What is Large-Line Capacity Insurance
Large-line capacity insurance is a single policy that covers a potential for a large amount of loss. Often it is the maximum amount of liability an insurer can assume in a single policy. Large-line capacity is also insurance coverage that protects an insurer's ability to underwrite a large amount of risk under a single policy.
BREAKING DOWN Large-Line Capacity Insurance
Underwritten policies are most commonly for relatively small amounts of risk. For example, homeowners insurance thresholds typically do not exceed several million dollars. Sometimes, however, an insurer may provide large-line coverage for a single policy. Underwriting more substantial policies introduce a different set of risks than do smaller policies.
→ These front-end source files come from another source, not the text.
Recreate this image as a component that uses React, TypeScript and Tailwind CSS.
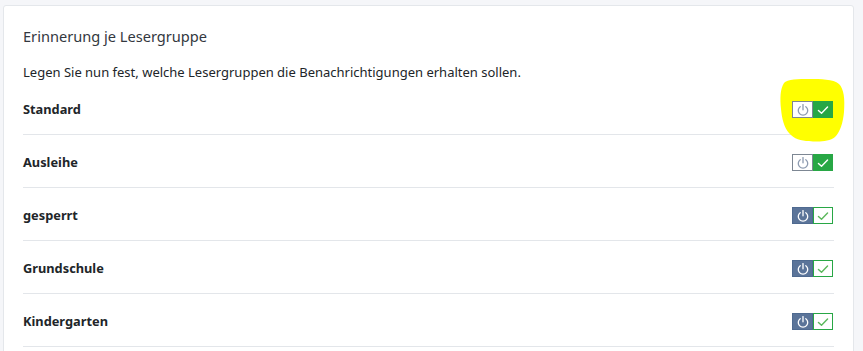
import React from "react";

const PowerIcon = ({ color }: { color: string }) => (
  <svg width="14" height="14" viewBox="0 0 16 16" fill="none" stroke={color} strokeWidth="1.5" strokeLinecap="round">
    <path d="M4.8 4.2 A5.4 5.4 0 1 0 11.2 4.2" />
    <path d="M8 1.8 V7.8" />
  </svg>
);

const CheckIcon = ({ color }: { color: string }) => (
  <svg width="14" height="14" viewBox="0 0 16 16" fill="none" stroke={color} strokeWidth="1.6" strokeLinecap="round" strokeLinejoin="round">
    <path d="M2.8 8.6 L6.3 11.8 L13.2 4.6" />
  </svg>
);

const Toggle = ({ on }: { on: boolean }) =>
  on ? (
    <div className="relative z-10 flex h-[17px]">
      <div className="flex h-[17px] w-[21px] items-center justify-center border border-[#7d8793] bg-white">
        <PowerIcon color="#8d9bb0" />
      </div>
      <div className="flex h-[17px] w-[20px] items-center justify-center border border-[#28a745] bg-[#28a745]">
        <CheckIcon color="#ffffff" />
      </div>
    </div>
  ) : (
    <div className="relative z-10 flex h-[17px]">
      <div className="flex h-[17px] w-[21px] items-center justify-center border border-[#4f6a90] bg-[#5b7499]">
        <PowerIcon color="#ffffff" />
      </div>
      <div className="flex h-[17px] w-[20px] items-center justify-center border border-[#28a745] bg-white">
        <CheckIcon color="#5cb85c" />
      </div>
    </div>
  );

const Highlight = () => (
  <svg
    className="pointer-events-none absolute left-[-12px] top-[-23px] z-0"
    width="65"
    height="64"
    viewBox="781 79 65 64"
  >
    <path
      d="M785 84 C788 80 800 80 810 80 C822 80 834 80 840 85 C845 90 846 100 845 113 C844 124 841 133 836 138 C830 143 818 143 810 142 C802 142 795 140 790 134 C785 128 783 120 782 110 C781 100 781 90 785 84 Z"
      fill="#ffff00"
    />
  </svg>
);

const rows: { name: string; on: boolean }[] = [
  { name: "Standard", on: true },
  { name: "Ausleihe", on: true },
  { name: "gesperrt", on: false },
  { name: "Grundschule", on: false },
  { name: "Kindergarten", on: false },
];

export default function App() {
  return (
    <div
      className="h-[351px] w-[863px] overflow-hidden bg-[#f5f6f9] pl-[3px] pt-[5px]"
      style={{ fontFamily: '"Noto Sans", "Open Sans", sans-serif' }}
    >
      <div className="h-[360px] w-[851px] rounded-[3px] border border-[#e4e7eb] bg-white px-[19px] pt-[19px]">
        <div className="text-[14.6px] leading-[22px] text-[#333840]">Erinnerung je Lesergruppe</div>
        <div className="mt-[16px] text-[13px] leading-[19px] text-[#212529]">
          Legen Sie nun fest, welche Lesergruppen die Benachrichtigungen erhalten sollen.
        </div>
        <div className="flex flex-col">
          {rows.map((r, i) => (
            <div key={r.name} className="flex h-[53px] items-center justify-between border-b border-[#e3e6ea] pt-[3px]">
              <span className="text-[12.8px] font-bold text-[#212529]">{r.name}</span>
              <div className="relative mr-[1px]">
                {i === 0 && <Highlight />}
                <Toggle on={r.on} />
              </div>
            </div>
          ))}
        </div>
      </div>
    </div>
  );
}
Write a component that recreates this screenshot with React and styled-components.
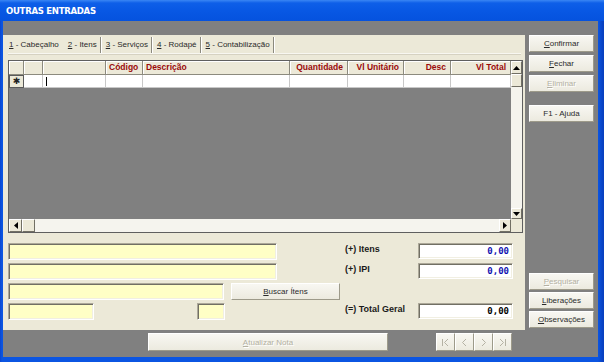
import React from 'react';
import styled, { createGlobalStyle } from 'styled-components';

const Global = createGlobalStyle`
  html, body { margin: 0; padding: 0; background: #ffffff; }
  body { font-family: "Liberation Sans", Arial, sans-serif; }
  #root { width: 604px; height: 362px; }
`;

const UI = `"Liberation Sans", Arial, sans-serif`;
const INK = '#2a2a2a';

const Window = styled.div`
  width: 604px;
  height: 362px;
  box-sizing: border-box;
  display: flex;
  flex-direction: column;
  background: linear-gradient(to right, #0a46d0 0, #0b55e2 2px, #0b55e2 598px, #0840c0 603px);
  overflow: hidden;
`;

const TitleBar = styled.div`
  height: 21px;
  flex: none;
  display: flex;
  align-items: center;
  padding-left: 6px;
  background: linear-gradient(to bottom, #3a86f4 0, #0e5fe8 3px, #0858e4 50%, #0552de 100%);
  color: #ffffff;
  font-family: "DejaVu Sans Condensed", "DejaVu Sans", sans-serif;
  font-stretch: condensed;
  font-weight: bold;
  font-size: 9.5px;
  letter-spacing: -0.3px;
`;

const Body = styled.div`
  flex: 1;
  margin: 0 6px 5px 3px;
  background: #808080;
  display: flex;
  flex-direction: column;
  padding-top: 14px;
`;

const MainRow = styled.div`
  display: flex;
  gap: 4px;
  height: 295px;
`;

const Panel = styled.div`
  width: 522px;
  box-sizing: border-box;
  background: #ece9d8;
  display: flex;
  flex-direction: column;
  padding: 2px 2px 0 5px;
`;

const TabStrip = styled.div`
  display: flex;
  height: 16px;
  margin-right: 2px;
  border-bottom: 1px solid #f8f7f1;
  box-shadow: 0 1px 0 #d6d2c2;
`;

const Tab = styled.div`
  padding: 0 3px 0 ${p => (p.$first ? 1 : 4)}px;
  font: 8px ${UI};
  line-height: 16px;
  color: ${INK};
  white-space: nowrap;
  border-right: 1px solid ${p => (p.$sep ? '#8c8a7e' : 'transparent')};
  box-shadow: ${p => (p.$sep ? '1px 0 0 #ffffff' : 'none')};
  margin-right: 1px;
  u { text-decoration: underline; }
`;

const Grid = styled.div`
  margin-top: 6px;
  width: 515px;
  height: 173px;
  box-sizing: border-box;
  border: 1px solid #5f5f5f;
  background: #808080;
  display: grid;
  grid-template-columns: 1fr 11px;
  grid-template-rows: 1fr 13px;
`;

const DataArea = styled.div`
  overflow: hidden;
`;

const COLS = '15px 19px 63px 37px 147px 58px 56px 47px 60px';

const HeaderRow = styled.div`
  display: grid;
  grid-template-columns: ${COLS};
  height: 14px;
`;

const HeadCell = styled.div`
  box-sizing: border-box;
  background: #ece9d8;
  border-right: 1px solid #8c8a7e;
  border-bottom: 1px solid #8c8a7e;
  box-shadow: inset 1px 1px 0 #ffffff;
  color: #9a0a0a;
  font: bold 8.5px ${UI};
  line-height: 13px;
  padding: 0 ${p => (p.$right ? 4 : 0)}px 0 ${p => (p.$right ? 0 : 3)}px;
  text-align: ${p => (p.$right ? 'right' : 'left')};
  white-space: nowrap;
  overflow: hidden;
`;

const DataRow = styled.div`
  display: grid;
  grid-template-columns: ${COLS};
  height: 13px;
`;

const Cell = styled.div`
  box-sizing: border-box;
  background: #ffffff;
  border-right: 1px solid #c8c8c8;
  border-bottom: 1px solid #c8c8c8;
  position: relative;
`;

const Indicator = styled.div`
  box-sizing: border-box;
  background: #ece9d8;
  border: 1px solid #5a5a5a;
  display: flex;
  align-items: center;
  justify-content: center;
  font: 9px "DejaVu Sans", sans-serif;
  line-height: 1;
  color: #222;
`;

const Caret = styled.div`
  position: absolute;
  left: 3px;
  top: 2px;
  width: 1px;
  height: 9px;
  background: #000;
`;

const VScroll = styled.div`
  display: flex;
  flex-direction: column;
  background: #f5f4ee;
`;

const HScroll = styled.div`
  display: flex;
  background: #f5f4ee;
`;

const SBtn = styled.div`
  box-sizing: border-box;
  flex: none;
  width: ${p => p.$w}px;
  height: ${p => p.$h}px;
  background: #ece9d8;
  border: 1px solid;
  border-color: #ffffff #716f64 #716f64 #ffffff;
  display: flex;
  align-items: center;
  justify-content: center;
`;

const Track = styled.div`
  flex: 1;
`;

const Corner = styled.div`
  background: #ece9d8;
`;

const Bottom = styled.div`
  margin-top: 10px;
  display: flex;
`;

const LeftCol = styled.div`
  width: 337px;
  display: flex;
  flex-direction: column;
  gap: 3px;
`;

const FormRow = styled.div`
  display: flex;
  height: 17px;
  gap: ${p => p.$gap || 0}px;
`;

const Field = styled.div`
  box-sizing: border-box;
  width: ${p => p.$w}px;
  height: ${p => p.$h || 17}px;
  background: ${p => p.$bg || '#ffffc6'};
  border: 1px solid;
  border-color: #aca899 #ffffff #ffffff #aca899;
  box-shadow: inset 1px 1px 0 #716f64, inset -1px -1px 0 #f1efe2;
  display: flex;
  align-items: center;
  justify-content: flex-end;
  padding-right: 3px;
  font: bold 9px "DejaVu Sans Mono", "Liberation Mono", monospace;
  color: ${p => p.$color || '#000'};
`;

const Btn = styled.button`
  box-sizing: border-box;
  flex: none;
  width: ${p => p.$w || 65}px;
  height: ${p => p.$h || 17}px;
  margin: 0;
  padding: 0;
  font: 8px ${UI};
  color: ${p => (p.disabled ? '#b3b0a2' : INK)};
  text-shadow: ${p => (p.disabled ? '1px 1px 0 #ffffff' : 'none')};
  background: linear-gradient(to bottom, #f8f7f2, #eceadf);
  border: 1px solid;
  border-color: #ffffff #9d9a8a #9d9a8a #ffffff;
  display: flex;
  align-items: center;
  justify-content: center;
  cursor: default;
  u { text-decoration: underline; }
`;

const RightCol = styled.div`
  display: flex;
  flex-direction: column;
  gap: 3px;
`;

const TotalRow = styled.div`
  display: flex;
  align-items: flex-start;
  height: 17px;
`;

const Label = styled.div`
  width: 73px;
  font: bold 9px ${UI};
  line-height: 12px;
  color: #1a1a1a;
  white-space: nowrap;
`;

const ButtonCol = styled.div`
  display: flex;
  flex-direction: column;
  gap: 3px;
`;

const LowerGroup = styled.div`
  margin-top: auto;
  display: flex;
  flex-direction: column;
  gap: 2px;
  padding-bottom: 2px;
`;

const Spacer = styled.div`
  height: ${p => p.$h}px;
`;

const BottomBar = styled.div`
  display: flex;
  align-items: flex-start;
  padding: 3px 0 0 145px;
  gap: 48px;
`;

const Nav = styled.div`
  display: flex;
`;

const Arrow = ({ dir }) => {
  const pts = {
    up: '0,4 3.5,0 7,4',
    down: '0,0 3.5,4 7,0',
    left: '4,0 0,3.5 4,7',
    right: '0,0 4,3.5 0,7',
  }[dir];
  const vert = dir === 'up' || dir === 'down';
  return (
    <svg width={vert ? 7 : 4} height={vert ? 4 : 7} viewBox={vert ? '0 0 7 4' : '0 0 4 7'}>
      <polygon points={pts} fill="#000" />
    </svg>
  );
};

const NavIcon = ({ kind }) => {
  const c = '#b5b2a4';
  return (
    <svg width="9" height="9" viewBox="0 0 9 9">
      {kind === 'first' && (
        <>
          <line x1="1.5" y1="1" x2="1.5" y2="8" stroke={c} />
          <polyline points="7,1 3.5,4.5 7,8" fill="none" stroke={c} />
        </>
      )}
      {kind === 'prev' && <polyline points="6,1 2.5,4.5 6,8" fill="none" stroke={c} />}
      {kind === 'next' && <polyline points="3,1 6.5,4.5 3,8" fill="none" stroke={c} />}
      {kind === 'last' && (
        <>
          <polyline points="2,1 5.5,4.5 2,8" fill="none" stroke={c} />
          <line x1="7.5" y1="1" x2="7.5" y2="8" stroke={c} />
        </>
      )}
    </svg>
  );
};

const headers = [
  { t: '' },
  { t: '' },
  { t: '' },
  { t: 'Código' },
  { t: 'Descrição' },
  { t: 'Quantidade', r: true },
  { t: 'Vl Unitário', r: true },
  { t: 'Desc', r: true },
  { t: 'Vl Total', r: true },
];

export default function App() {
  return (
    <>
      <Global />
      <Window>
        <TitleBar>OUTRAS ENTRADAS</TitleBar>
        <Body>
          <MainRow>
            <Panel>
              <TabStrip>
                <Tab $first><u>1</u> - Cabeçalho</Tab>
                <Tab $sep><u>2</u> - Itens</Tab>
                <Tab $sep><u>3</u> - Serviços</Tab>
                <Tab $sep><u>4</u> - Rodapé</Tab>
                <Tab $sep><u>5</u> - Contabilização</Tab>
              </TabStrip>

              <Grid>
                <DataArea>
                  <HeaderRow>
                    {headers.map((h, i) => (
                      <HeadCell key={i} $right={h.r}>{h.t}</HeadCell>
                    ))}
                  </HeaderRow>
                  <DataRow>
                    <Indicator>✱</Indicator>
                    <Cell />
                    <Cell><Caret /></Cell>
                    <Cell />
                    <Cell />
                    <Cell />
                    <Cell />
                    <Cell />
                    <Cell />
                  </DataRow>
                </DataArea>
                <VScroll>
                  <SBtn $w={11} $h={13}><Arrow dir="up" /></SBtn>
                  <SBtn $w={11} $h={13} />
                  <Track />
                  <SBtn $w={11} $h={11}><Arrow dir="down" /></SBtn>
                </VScroll>
                <HScroll>
                  <SBtn $w={13} $h={13}><Arrow dir="left" /></SBtn>
                  <SBtn $w={13} $h={13} />
                  <Track />
                  <SBtn $w={12} $h={13}><Arrow dir="right" /></SBtn>
                </HScroll>
                <Corner />
              </Grid>

              <Bottom>
                <LeftCol>
                  <FormRow><Field $w={269} /></FormRow>
                  <FormRow><Field $w={269} /></FormRow>
                  <FormRow $gap={7}>
                    <Field $w={216} />
                    <Btn $w={109}><span><u>B</u>uscar Ítens</span></Btn>
                  </FormRow>
                  <FormRow $gap={103}>
                    <Field $w={86} />
                    <Field $w={28} />
                  </FormRow>
                </LeftCol>
                <RightCol>
                  <TotalRow>
                    <Label>(+) Itens</Label>
                    <Field $w={95} $h={16} $bg="#ffffff" $color="#1010b0">0,00</Field>
                  </TotalRow>
                  <TotalRow>
                    <Label>(+) IPI</Label>
                    <Field $w={95} $h={16} $bg="#ffffff" $color="#1010b0">0,00</Field>
                  </TotalRow>
                  <TotalRow />
                  <TotalRow>
                    <Label>(=) Total Geral</Label>
                    <Field $w={95} $h={16} $bg="#ffffff" $color="#000">0,00</Field>
                  </TotalRow>
                </RightCol>
              </Bottom>
            </Panel>

            <ButtonCol>
              <Btn><span><u>C</u>onfirmar</span></Btn>
              <Btn><span><u>F</u>echar</span></Btn>
              <Btn disabled><span><u>E</u>liminar</span></Btn>
              <Spacer $h={7} />
              <Btn><span>F1 - Ajuda</span></Btn>
              <LowerGroup>
                <Btn disabled><span><u>P</u>esquisar</span></Btn>
                <Btn><span><u>L</u>iberações</span></Btn>
                <Btn><span><u>O</u>bservações</span></Btn>
              </LowerGroup>
            </ButtonCol>
          </MainRow>

          <BottomBar>
            <Btn disabled $w={240} $h={18}><span><u>A</u>tualizar Nota</span></Btn>
            <Nav>
              <Btn disabled $w={19} $h={18}><NavIcon kind="first" /></Btn>
              <Btn disabled $w={19} $h={18}><NavIcon kind="prev" /></Btn>
              <Btn disabled $w={19} $h={18}><NavIcon kind="next" /></Btn>
              <Btn disabled $w={19} $h={18}><NavIcon kind="last" /></Btn>
            </Nav>
          </BottomBar>
        </Body>
      </Window>
    </>
  );
}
When underwriting a new policy, the insurer agrees to indemnify the policyholder from a specific peril in exchange for a premium. An insurer's capacity is the maximum amount of liabilities it can assume through underwriting activities. Underwriting increases liabilities and reduces capacity. Once the insurer reaches its maximum capacity, it is prohibited from underwriting new policies.
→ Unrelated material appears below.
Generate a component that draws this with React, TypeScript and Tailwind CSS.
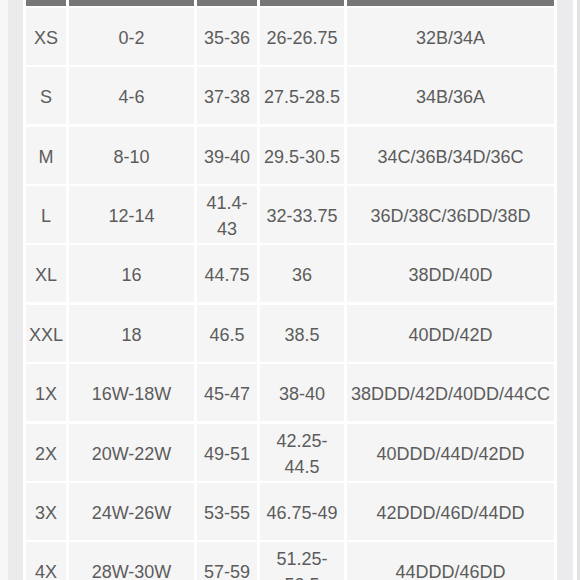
import React from 'react';

const rows: string[][] = [
  ['XS', '0-2', '35-36', '26-26.75', '32B/34A'],
  ['S', '4-6', '37-38', '27.5-28.5', '34B/36A'],
  ['M', '8-10', '39-40', '29.5-30.5', '34C/36B/34D/36C'],
  ['L', '12-14', '41.4-|43', '32-33.75', '36D/38C/36DD/38D'],
  ['XL', '16', '44.75', '36', '38DD/40D'],
  ['XXL', '18', '46.5', '38.5', '40DD/42D'],
  ['1X', '16W-18W', '45-47', '38-40', '38DDD/42D/40DD/44CC'],
  ['2X', '20W-22W', '49-51', '42.25-|44.5', '40DDD/44D/42DD'],
  ['3X', '24W-26W', '53-55', '46.75-49', '42DDD/46D/44DD'],
  ['4X', '28W-30W', '57-59', '51.25-|53.5', '44DDD/46DD'],
];

const Cell: React.FC<{ value: string }> = ({ value }) => {
  const lines = value.split('|');
  return (
    <div className="bg-[#f5f5f5] flex flex-col items-center justify-center text-center pt-[3px] leading-[26px] whitespace-nowrap">
      {lines.map((l, i) => (
        <span key={i}>{l}</span>
      ))}
    </div>
  );
};

export default function App() {
  return (
    <div
      className="w-[580px] h-[580px] overflow-hidden flex bg-white text-[18px] text-[#5c5c5c]"
      style={{ fontFamily: '"Liberation Sans", Arial, sans-serif' }}
    >
      <div className="w-[8px] shrink-0 bg-[#f7f7f7]" />
      <div className="w-[15px] shrink-0 bg-[#ebebed]" />
      <div className="w-[531px] shrink-0 bg-white pl-[3px]">
        <div className="grid grid-cols-[40px_125px_60px_84px_207px] grid-rows-[5.5px] auto-rows-[57px] gap-x-[3px] gap-y-[2.4px]">
          <div className="bg-[#777777]" />
          <div className="bg-[#777777]" />
          <div className="bg-[#777777]" />
          <div className="bg-[#777777]" />
          <div className="bg-[#777777]" />
          {rows.map((r) =>
            r.map((v, j) => <Cell key={r[0] + j} value={v} />)
          )}
        </div>
      </div>
      <div className="w-[3px] shrink-0 bg-white" />
      <div className="w-[16px] shrink-0 bg-[#ebebed]" />
      <div className="w-[4px] shrink-0 bg-white" />
      <div className="w-[3px] shrink-0 bg-[#e2e2e2]" />
    </div>
  );
}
State insurance regulators limit the number of large-line policies that an insurance company may underwrite. These limits are warranted because infrequent but severe events, such as catastrophic floods or hurricanes, are more likely to lead to insolvency when the majority of an insurer's policies are large-line policies. The maximum amount of large-line coverage that an insurer underwrites is typically calculated as a percent of the insurer’s surplus.
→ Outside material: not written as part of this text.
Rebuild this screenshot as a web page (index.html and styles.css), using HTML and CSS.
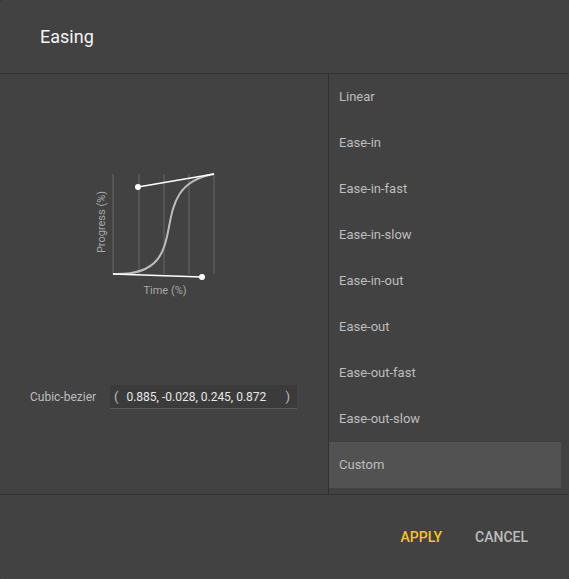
FILE: index.html
```html
<!DOCTYPE html>
<html>
<head>
<meta charset="utf-8">
<link rel="stylesheet" href="styles.css">
</head>
<body>
<div class="dialog">
  <div class="header"><h1 class="title">Easing</h1></div>
  <div class="body">
    <div class="left">
      <svg class="graph" width="140" height="135" viewBox="0 0 140 135">
        <g stroke="#555" stroke-width="2">
          <line x1="23" y1="9" x2="23" y2="109"/>
          <line x1="49" y1="9" x2="49" y2="109"/>
          <line x1="74" y1="9" x2="74" y2="109"/>
          <line x1="99" y1="9" x2="99" y2="109"/>
          <line x1="124" y1="9" x2="124" y2="109"/>
        </g>
        <path d="M23 109 C112 112, 48 22, 124 9" fill="none" stroke="#bdbdbd" stroke-width="2"/>
        <g stroke="#fff" stroke-width="1.3">
          <line x1="23" y1="109" x2="112" y2="112"/>
          <line x1="124" y1="9" x2="48" y2="22"/>
        </g>
        <circle cx="112" cy="112" r="3" fill="#fff"/>
        <circle cx="48" cy="22" r="3" fill="#fff"/>
        <text class="axis" x="0" y="0" transform="translate(15 57) rotate(-90)" text-anchor="middle">Progress (%)</text>
        <text class="axis" x="75" y="129" text-anchor="middle">Time (%)</text>
      </svg>
      <div class="bezier">
        <span class="blabel">Cubic-bezier</span>
        <div class="input"><span>(</span><span class="vals">0.885, -0.028, 0.245, 0.872</span><span>)</span></div>
      </div>
    </div>
    <ul class="list">
      <li>Linear</li>
      <li>Ease-in</li>
      <li>Ease-in-fast</li>
      <li>Ease-in-slow</li>
      <li>Ease-in-out</li>
      <li>Ease-out</li>
      <li>Ease-out-fast</li>
      <li>Ease-out-slow</li>
      <li class="active">Custom</li>
    </ul>
  </div>
  <div class="footer">
    <button class="btn apply">Apply</button>
    <button class="btn cancel">Cancel</button>
  </div>
</div>
</body>
</html>
```
FILE: styles.css
```css
html, body {
  margin: 0;
  padding: 0;
  background: #333;
}
.dialog {
  width: 569px;
  height: 579px;
  background: #424242;
  border-radius: 2px;
  display: flex;
  flex-direction: column;
  font-family: Roboto, "Liberation Sans", sans-serif;
  overflow: hidden;
}
.header {
  height: 73px;
  border-bottom: 1px solid #313131;
  display: flex;
  align-items: center;
  padding-left: 40px;
}
.title {
  margin: 0;
  font-size: 18px;
  font-weight: 400;
  color: #f5f5f5;
}
.body {
  height: 420px;
  display: flex;
}
.left {
  width: 328px;
  border-right: 1px solid #313131;
  display: flex;
  flex-direction: column;
}
.graph {
  display: block;
  margin: 91px 0 0 90px;
}
.axis {
  font-size: 11px;
  fill: #a8a8a8;
  font-family: Roboto, "Liberation Sans", sans-serif;
}
.bezier {
  display: flex;
  align-items: center;
  margin-top: 85px;
  padding-left: 30px;
}
.blabel {
  font-size: 12px;
  color: #bdbdbd;
  width: 80px;
}
.input {
  width: 179px;
  height: 23px;
  background: #3b3b3b;
  border-bottom: 1px solid #595959;
  display: flex;
  align-items: center;
  padding-left: 4px;
  padding-right: 4px;
  font-size: 12px;
  color: #e8e8e8;
}
.input span:first-child {
  color: #bdbdbd;
  font-size: 13px;
}
.input span:last-child {
  color: #bdbdbd;
  font-size: 13px;
  margin-left: auto;
  padding-right: 3px;
}
.vals {
  margin-left: 8px;
}
.list {
  list-style: none;
  margin: 0;
  padding: 0;
  width: 232px;
}
.list li {
  height: 46px;
  line-height: 46px;
  padding-left: 10px;
  font-size: 13px;
  color: #bdbdbd;
}
.list li.active {
  background: #525252;
}
.footer {
  flex: 1;
  border-top: 1px solid #313131;
  display: flex;
  justify-content: flex-end;
  align-items: center;
  padding-right: 25px;
  gap: 1px;
}
.btn {
  background: none;
  border: none;
  font-family: Roboto, "Liberation Sans", sans-serif;
  font-size: 14px;
  font-weight: 500;
  text-transform: uppercase;
  letter-spacing: 0;
  padding: 8px 16px;
  cursor: pointer;
}
.apply {
  color: #fbc12d;
}
.cancel {
  color: #bdbdbd;
}
```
Reducing Large-Line Capacity Risk With Reinsurance
One way an insurer can reduce capacity is through reinsurance. In a reinsurance contract, the insurer cedes a portion of its liabilities to a reinsurer. The reinsurer accepts the risk in exchange for a share of the premiums collected on the policies. The type of reinsurance contract that an insurer pursues depends on its large-line capacity policy. A facultative reinsurance contract allows the insurer to cede a particular risk, like that associated with a large-line policy. Facultative reinsurance is a more transactional approach since it does not require the reinsurer to accept additional risks as it would with treaty reinsurance.
The facultative reinsurance contract may be proportional or non-proportional. In a proportional reinsurance contract, the insurer and reinsurer share both the premium and risk of loss according to a predefined ratio. In a non-proportional contract, the insurer retains a portion of both the liability and risk and the reinsurer covers losses, up to a limit, that exceed what the insurer has.